We’ve spoken before about the great relationship LULP has with the community surrounding Libarna. We are so grateful to have such amazing support when we are in Italy (and back at home, of course!), but is a good relationship with the community really that important? The simple answer is – ABSOLUTELY, YES! It’s the difference between a great season and a terrible one, and is instrumental to the long term success of a project.
When you are working on an archaeological site, often you reside within a neighbouring town or village – you eat there, sleep there, shop there. Any time you’re not at site, you are “at camp,” which in some locations can be an actual camp site, but for us is the town of Arquata Scrivia, about 2.5 miles from Libarna. The municipality of Arquata Scrivia is quite sizable – over 6,000 people, but they’re spread over 700 sq. miles of countryside, and the actual center of town is relatively small, only about 1 sq. mile. While there are enough people that the locals don’t know everyone individually, we certainly stand out like a sore thumb as foreigners, and it isn’t unusual to pass people who smile and simply say “archeologia!” or “Americano?”. “Si”, we reply, everybody smiles, waves, and goes on their merry way.
Even these small interactions are vitally important. We need to be part of the community for our the project to be a success! Much of the area is privately owned, and it is their land we are asking to survey, and although one of the benefits to survey is that it’s not as disruptive as excavation, we’re still tramping all over their fields, parking in their favorite spots, and buying up all their newspapers whenever we get mentioned! It would be incredibly easy for someone to deny us access to their fields, and they are perfectly entitled to do so, but fortunately this hasn’t happened yet!
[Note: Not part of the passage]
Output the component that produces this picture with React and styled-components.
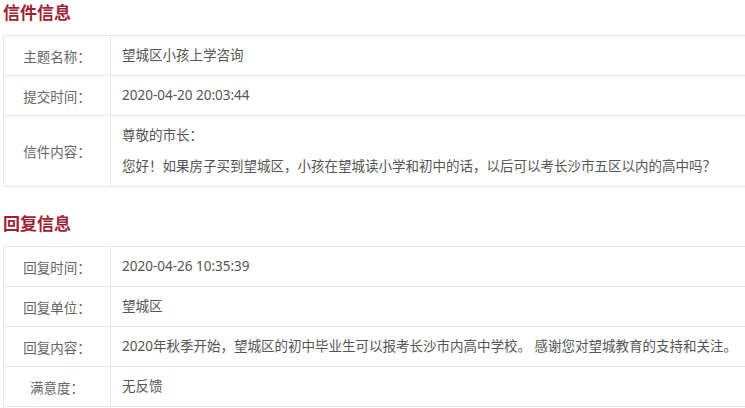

We make a huge effort to include the town in our work as archaeologists, and also to make our presence as beneficial as possible in other ways. We shop with independent businesses for everyday necessities rather than visiting the big chain superstores, we make daily visits to cafes for a morning cappuccino, the bakeries for our breakfast bread, and the gelaterias for a post dinner treat! In addition to this input into the local economy, we also invite the whole town to an open day where they can learn more about what we have achieved that summer, try out our equipment, and get to know us a bit better over food and drinks kindly provided by local businesses we have visited over the season.
In return, we are invited to a slew of local events – Arquata Scrivia is extremely fond of a summer party, with one almost every week, in addition to the regular Friday night aperativo! We have also had visitors to the site during the week who have brought us dishes of fresh foccacia, fruit and even cakes to enjoy for lunch! We are fortunate that the people of Arquata Scrivia are naturally very generous and kind, but undoubtedly without reciprocation, we would not have the same wonderful relationship that currently prevails.
Not only does being friends with locals support our work but it means that we always have people there to help if we have a problem – if the door breaks at our accommodation, we get a flat tire, or we can’t figure out how to work the machines in the laundromat – someone is always there and willing to lend a helping hand.
One of the reasons that Arquata Scrivia is so keen on us being there is that many of them come from families who have lived in the area for generations. They feel a connection with Libarna that is difficult to comprehend unless you have experienced something similar. The buildings we find, the paving stones, the pottery, these are things that their ancestors built and used. Arquata Scrivia is in their blood – they consider themselves descendants of the Romans that lived here 2,000 years ago, and that is why it’s so important to them, and they are so excited to have us here helping them.
This excitement that they have for the site transfers to us, we are enthusiastic as archaeologists, but we are captivated as individuals too – that we can help them understand and learn more about their heritage. It’s hard not to feel this way when you hear stories about how Libarna has shaped these people’s lives – there really is something truly special about Libarna, and the people of Arquata Scrivia.
This passion is exemplified by the work of the Libarna Arteventi Association, a “cultural association that aims to promote the territory, focusing on the archaeological area of Libarna.” Throughout the year they hold a variety of events in collaboration with other organisations such as wineries, restaurants, and even sports teams, to assist with the creation of a “tourist-cultural network and increase knowledge of the archaeological site and surrounding area.” All the members of the Libarna Arteventi Association are volunteers, but they put a huge amount of effort into organizing fantastic events all year round. Without their support, our project would certainly not have received the attention and appreciation that it has so far.
In addition to this local group, we also have a great deal of appreciation for the Soprintendenza archeologia belle arti e paessagio, which is the governmental department that deals with and regulates the archaeology, art, and history of Alessandria. It is they who have final say on what we can or cannot do, they provide us with permits, and allow us to use land owned by the government to conduct our work. When we begin excavation, we will be held accountable by them.
We cannot overstate just how much we appreciate everything that the local community, the Libarna Arteventi Association, and the Soprintendenza do for us, and it is one of the reasons we are counting down the days until we come back to Libarna- only 50 days to go!!